Der warnte in allemal passablem Deutsch vor den Gefahren einer einseitig gelenkten Globalisierung und der Zuspitzung politischer, wirtschaftlicher und kultureller Machtkämpfe. Die Zukunft der Weltgemeinschaft etwa könne nur auf universellen Werten wie Gewaltlosigkeit, Solidarität, Toleranz und Gleichberechtigung basieren.

Schön gesagt – und ganz im Sinne des Veranstalters. Doch dabei ließ es Zakzouk nicht bewenden: Der „Kreuzzug gegen den Islam“ habe längst Züge einer „kolonialen Ausbeutung“ angenommen, dozierte er. Da sei es wenig verwunderlich, dass die „ungerechtfertigten Angriffe auf islamische Länder“ zu „Terrorismus und Gegenterrorismus“ geführt hätten. Schließlich ziehe ein toter Israeli das Interesse der gesamten Weltpresse auf sich, während 50 ermordete palästinensische Kinder keinerlei Beachtung fänden. Den denkwürdigsten Satz, der über knapp drei Stunden aber unkommentiert blieb, widmete er schließlich der Rolle des politisch-ideologischen Sündenbocks: „Früher waren es Juden, heute sind es die Muslime.“

Als die Diskussion geöffnet wurde, begehrte dann doch eine kleine, aber tapfere Gruppe auf: Sie wollte wissen, wo denn genau die Grenzlinie zwischen Selbstverteidigung und Terrorismus verlaufe, wie es in Ägypten selbst um den interreligiösen Dialog zwischen Muslimen und Kopten stehe, wozu man überhaupt ein Religionsministerium brauche und ob die Dialogbereitschaft einiger prominenter Muslime eine Massenbasis habe. Zakzouk überstand auch diese Fragerunde. Was er nicht routiniert kontern mochte, wurde kurzerhand als Abschweifung deklariert, und das Friedensgespräch mutierte immer mehr zum Ein-Mann-Plädoyer für eine bessere Welt.

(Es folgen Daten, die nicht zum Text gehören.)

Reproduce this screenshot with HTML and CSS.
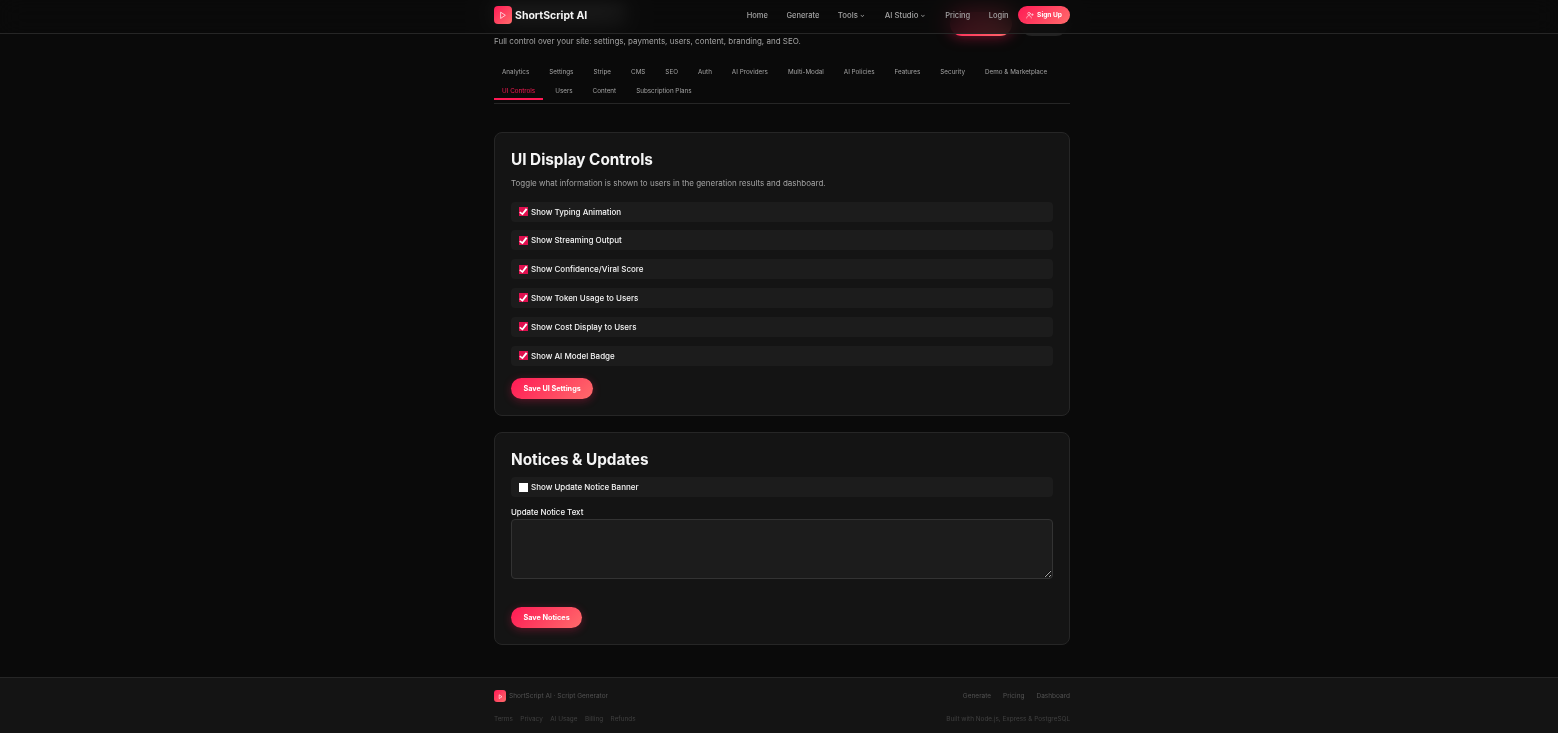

Schade eigentlich, denn die Bereitschaft zum offenen, intensiven und kontroversen Dialog müsste doch auch die Fähigkeit zur Selbstkritik beinhalten. In Osnabrück aber blieb erst einmal alles beim Alten. Das Image überstand die sachliche Auseinandersetzung unbeschadet – da war wohl tatsächlich „a lot of peace around us“.